Mike 2

Abstract light streaks on dark background.
One of those perfect photo nights

If you are married, double sorry,

If you have a girlfriend, I’m sorry—it is what it is. Seeing what happened on February 9, 2011, that fateful day, you smiled at me, and that moment stayed. Writing became everything—words became like a “sword,” something alive, something that carried meaning. That day marked the beginning of so many things: my writing, my healing, and my awareness. Many things were said, many things misunderstood, but through it all, I kept writing.

You had a youthful presence, and when you smiled, it stayed with me. People online saw parts of it through what I published—power, control, emotion, and truth. There were many moments, many echoes of that time, and I carried them forward into everything I created. It would have been worse if life had been different—if I had been married then—but instead, I was left to rebuild. After everything, after the separation and the struggle, I had to recuperate. I had never worked before, and even keeping my children safe was a challenge.

When you got my attention that day—when you rubbed your hands together, clapped, and I looked—you sparked something in me. You made me smile, and that feeling never really left. It lit something in my heart and led me toward Jesus Christ and into my writing. I have been sharing ever since October 2011. That short, simple moment changed the direction of my life.

I’m telling you this because if something happens to me during my lung surgery, you may never know. I loved you then, and I love you now—in my own way. Furthermore, I needed closure back then, and something in me was torn away. My writing changed after that—stronger in some ways—but I never truly let you go.
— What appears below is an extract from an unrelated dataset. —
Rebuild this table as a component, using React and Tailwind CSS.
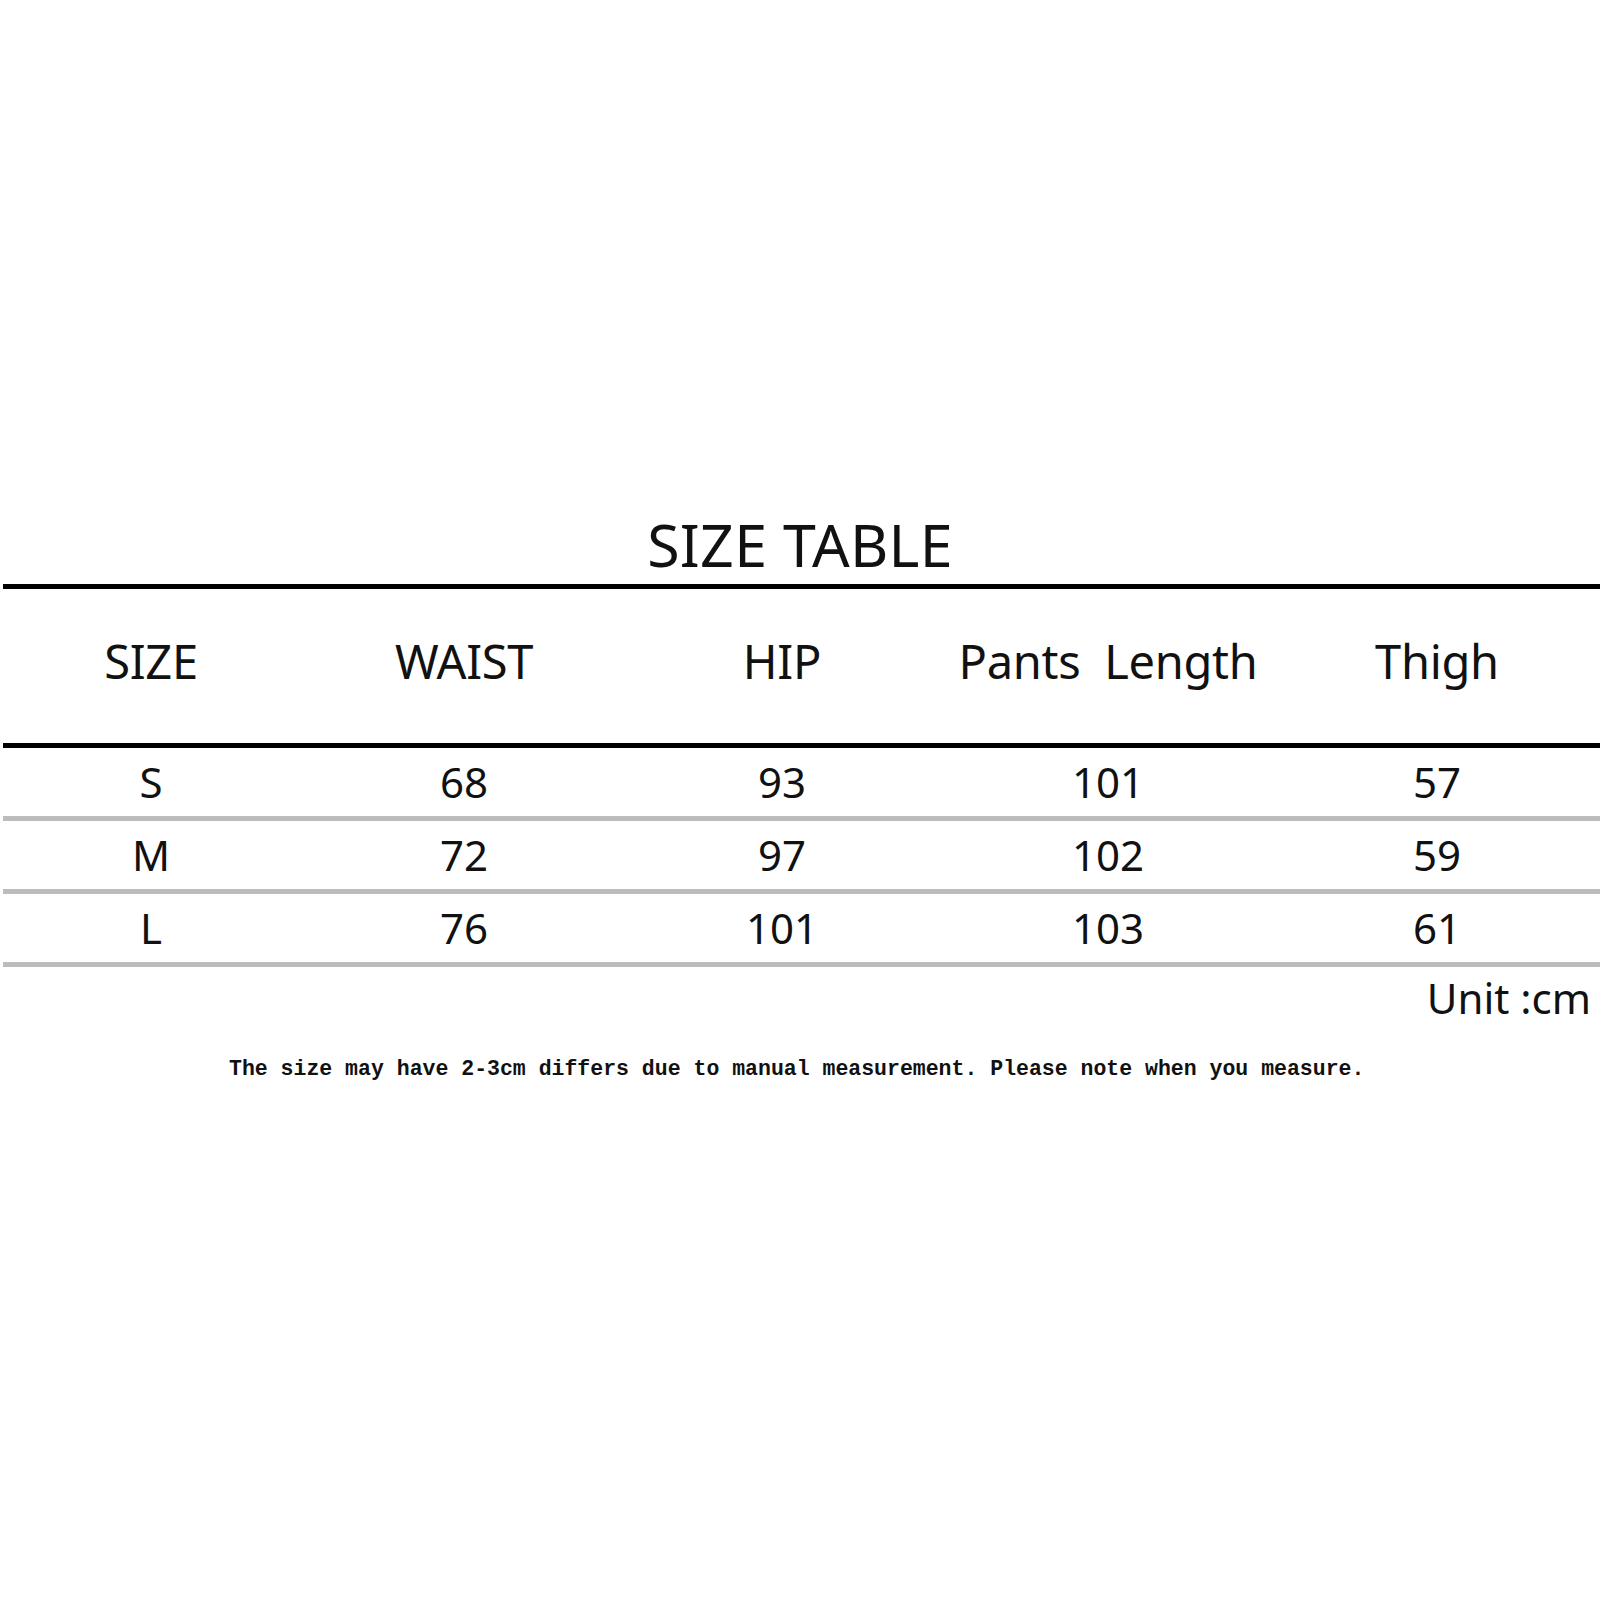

There was something in that eye contact, something unspoken and intense, more than I had ever experienced before. You awakened something spiritual in me. Even now, I recognize it for what it was.

There is a letter for you on my site—it has grown over the years. I have made it private at times, but now it is online. I don’t know how you will receive it, but I needed to say thank you. Just acknowledging me helped me more than you could ever know.

My website is massive, built over years of writing. It’s not something that can be summed up in a few words. It tells the story of what happened, why I write, and why I continue to share, even without recognition or reward. Furthermore, it was never about money—it was about truth, spirit, and expression.

I felt I had to send this before surgery. I want nothing from you—only that you know. There have been many significant dates, memories, losses, and milestones. Through everything, my writing became a conversation with God, something ongoing, something eternal.

My mother once told me to pray for you to be with me. I told her no—I would not pray for that. Instead, I held you in spirit, in a place of love without possession.

Everything I have written comes from that place—from spirit, from connection, from something greater than myself. I hope one day you find it and understand that it came from light, not darkness.

Life has been heavy—loss, illness, recovery—but I continue. I quit smoking, I faced the biopsy, and I keep going. My writing continues, even when I feel stuck, even when I question everything.

This was always meant to be shared, piece by piece. Maybe it will be fully understood someday—perhaps even after I’m gone. But it is real, and it is mine.

I don’t know if I will send this, but at least now it exists—truthfully, openly. You are still part of that story, part of what shaped me.

And in all of it, I remain—in presence of spirit.